Data lines:

-- start --

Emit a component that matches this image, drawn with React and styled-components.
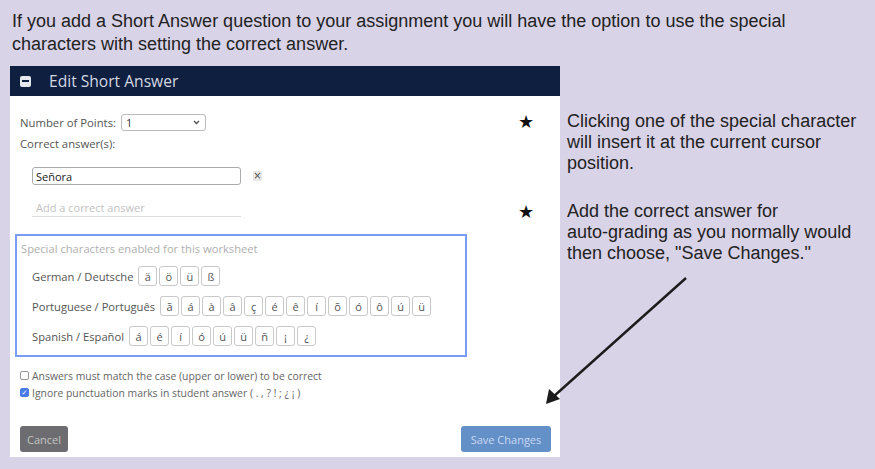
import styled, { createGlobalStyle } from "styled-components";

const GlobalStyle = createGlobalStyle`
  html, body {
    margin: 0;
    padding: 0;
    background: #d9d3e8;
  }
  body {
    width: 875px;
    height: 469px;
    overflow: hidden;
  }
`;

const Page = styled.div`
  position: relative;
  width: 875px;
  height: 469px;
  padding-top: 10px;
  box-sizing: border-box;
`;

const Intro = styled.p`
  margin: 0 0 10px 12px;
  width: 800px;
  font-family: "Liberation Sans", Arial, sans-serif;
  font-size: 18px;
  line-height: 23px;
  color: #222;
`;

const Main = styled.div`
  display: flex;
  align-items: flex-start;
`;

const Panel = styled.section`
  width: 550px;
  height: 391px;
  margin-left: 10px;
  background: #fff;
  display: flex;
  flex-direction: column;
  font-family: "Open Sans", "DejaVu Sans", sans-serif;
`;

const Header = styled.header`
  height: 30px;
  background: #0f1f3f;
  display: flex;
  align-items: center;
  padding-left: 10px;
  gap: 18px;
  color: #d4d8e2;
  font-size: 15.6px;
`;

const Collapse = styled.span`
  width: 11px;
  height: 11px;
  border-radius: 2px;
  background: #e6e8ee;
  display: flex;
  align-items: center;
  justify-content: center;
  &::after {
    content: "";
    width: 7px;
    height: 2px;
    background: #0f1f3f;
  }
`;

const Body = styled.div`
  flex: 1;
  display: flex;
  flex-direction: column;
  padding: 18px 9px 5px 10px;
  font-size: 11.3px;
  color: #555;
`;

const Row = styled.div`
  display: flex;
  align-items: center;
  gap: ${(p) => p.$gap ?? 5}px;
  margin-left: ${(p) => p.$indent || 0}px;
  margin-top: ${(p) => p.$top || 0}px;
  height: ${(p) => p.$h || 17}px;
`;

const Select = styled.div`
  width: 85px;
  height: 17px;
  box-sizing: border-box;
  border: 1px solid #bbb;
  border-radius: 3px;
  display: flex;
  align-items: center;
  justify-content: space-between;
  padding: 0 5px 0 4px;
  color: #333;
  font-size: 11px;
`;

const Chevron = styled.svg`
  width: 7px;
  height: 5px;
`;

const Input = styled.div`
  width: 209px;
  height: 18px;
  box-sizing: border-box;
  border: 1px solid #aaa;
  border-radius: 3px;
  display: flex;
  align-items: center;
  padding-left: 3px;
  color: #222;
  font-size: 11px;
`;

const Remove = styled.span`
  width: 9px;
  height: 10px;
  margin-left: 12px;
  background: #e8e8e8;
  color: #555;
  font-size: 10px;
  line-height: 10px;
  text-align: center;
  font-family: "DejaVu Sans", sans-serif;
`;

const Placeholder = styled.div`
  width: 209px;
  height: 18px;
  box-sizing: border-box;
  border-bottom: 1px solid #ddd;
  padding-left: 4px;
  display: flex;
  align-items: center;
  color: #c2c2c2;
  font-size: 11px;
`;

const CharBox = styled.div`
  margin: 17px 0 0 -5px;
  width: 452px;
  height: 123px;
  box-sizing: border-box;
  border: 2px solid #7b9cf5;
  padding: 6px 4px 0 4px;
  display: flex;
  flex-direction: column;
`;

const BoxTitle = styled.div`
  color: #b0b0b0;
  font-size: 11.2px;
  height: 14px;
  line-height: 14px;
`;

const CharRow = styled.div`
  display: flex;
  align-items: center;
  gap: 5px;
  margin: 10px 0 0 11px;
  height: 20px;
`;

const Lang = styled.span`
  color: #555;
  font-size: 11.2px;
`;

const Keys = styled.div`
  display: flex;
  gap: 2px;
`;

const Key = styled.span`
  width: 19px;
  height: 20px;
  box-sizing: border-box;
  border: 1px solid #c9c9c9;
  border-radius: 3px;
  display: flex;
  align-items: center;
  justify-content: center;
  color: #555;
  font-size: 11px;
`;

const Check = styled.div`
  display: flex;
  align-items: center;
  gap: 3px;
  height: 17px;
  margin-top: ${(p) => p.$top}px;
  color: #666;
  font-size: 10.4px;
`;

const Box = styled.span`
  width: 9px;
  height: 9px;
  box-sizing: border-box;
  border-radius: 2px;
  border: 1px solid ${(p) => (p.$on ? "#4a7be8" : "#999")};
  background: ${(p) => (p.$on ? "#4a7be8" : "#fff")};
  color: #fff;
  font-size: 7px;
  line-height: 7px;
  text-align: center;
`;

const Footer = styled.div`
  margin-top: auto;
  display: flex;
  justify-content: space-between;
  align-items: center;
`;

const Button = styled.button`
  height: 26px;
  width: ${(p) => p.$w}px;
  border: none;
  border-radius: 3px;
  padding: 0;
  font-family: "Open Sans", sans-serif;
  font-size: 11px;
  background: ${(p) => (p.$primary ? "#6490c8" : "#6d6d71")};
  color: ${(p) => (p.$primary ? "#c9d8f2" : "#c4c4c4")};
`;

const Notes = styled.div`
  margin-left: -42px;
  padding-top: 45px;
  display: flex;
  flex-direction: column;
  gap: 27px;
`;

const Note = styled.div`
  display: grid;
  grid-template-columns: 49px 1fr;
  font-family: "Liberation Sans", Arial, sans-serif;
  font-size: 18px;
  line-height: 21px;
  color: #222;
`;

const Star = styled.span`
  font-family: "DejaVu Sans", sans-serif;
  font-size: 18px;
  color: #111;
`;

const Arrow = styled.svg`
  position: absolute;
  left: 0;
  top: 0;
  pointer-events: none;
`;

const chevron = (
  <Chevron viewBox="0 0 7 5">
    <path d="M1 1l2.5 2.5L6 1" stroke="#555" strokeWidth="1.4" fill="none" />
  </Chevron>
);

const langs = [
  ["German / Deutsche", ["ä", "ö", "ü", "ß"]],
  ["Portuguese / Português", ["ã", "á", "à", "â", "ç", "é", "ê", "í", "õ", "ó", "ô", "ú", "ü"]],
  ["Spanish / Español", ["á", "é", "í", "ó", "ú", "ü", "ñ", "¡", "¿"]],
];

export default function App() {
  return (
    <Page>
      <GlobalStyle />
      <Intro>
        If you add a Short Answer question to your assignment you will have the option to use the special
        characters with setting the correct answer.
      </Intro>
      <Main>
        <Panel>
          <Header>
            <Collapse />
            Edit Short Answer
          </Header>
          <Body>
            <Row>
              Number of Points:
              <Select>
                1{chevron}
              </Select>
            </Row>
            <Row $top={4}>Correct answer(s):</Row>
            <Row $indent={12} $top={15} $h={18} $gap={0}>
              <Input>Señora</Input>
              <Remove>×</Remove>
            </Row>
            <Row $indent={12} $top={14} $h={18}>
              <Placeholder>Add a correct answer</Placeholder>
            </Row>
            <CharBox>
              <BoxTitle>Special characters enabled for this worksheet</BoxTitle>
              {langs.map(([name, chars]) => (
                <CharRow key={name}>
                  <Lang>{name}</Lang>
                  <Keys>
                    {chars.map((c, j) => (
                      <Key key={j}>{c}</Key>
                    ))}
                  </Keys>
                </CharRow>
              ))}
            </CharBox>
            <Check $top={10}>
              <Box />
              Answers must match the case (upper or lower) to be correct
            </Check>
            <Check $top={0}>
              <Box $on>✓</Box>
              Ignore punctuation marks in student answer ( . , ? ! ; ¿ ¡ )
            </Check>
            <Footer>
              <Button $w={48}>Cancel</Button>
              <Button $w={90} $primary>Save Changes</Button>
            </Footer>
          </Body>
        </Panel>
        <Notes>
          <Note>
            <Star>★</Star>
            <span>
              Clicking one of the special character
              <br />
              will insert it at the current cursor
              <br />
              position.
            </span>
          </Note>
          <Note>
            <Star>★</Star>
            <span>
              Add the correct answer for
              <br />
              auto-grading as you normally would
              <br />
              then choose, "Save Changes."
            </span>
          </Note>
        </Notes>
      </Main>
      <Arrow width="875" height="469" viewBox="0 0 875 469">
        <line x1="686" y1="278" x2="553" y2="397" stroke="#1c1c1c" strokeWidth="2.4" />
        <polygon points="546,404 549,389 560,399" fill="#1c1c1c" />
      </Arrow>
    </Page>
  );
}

-- end --

Exercise aim: Collect from the data above every line that includes "this".

Written response:
Emit a component that matches this image, drawn with React and styled-components.
              <BoxTitle>Special characters enabled for this worksheet</BoxTitle>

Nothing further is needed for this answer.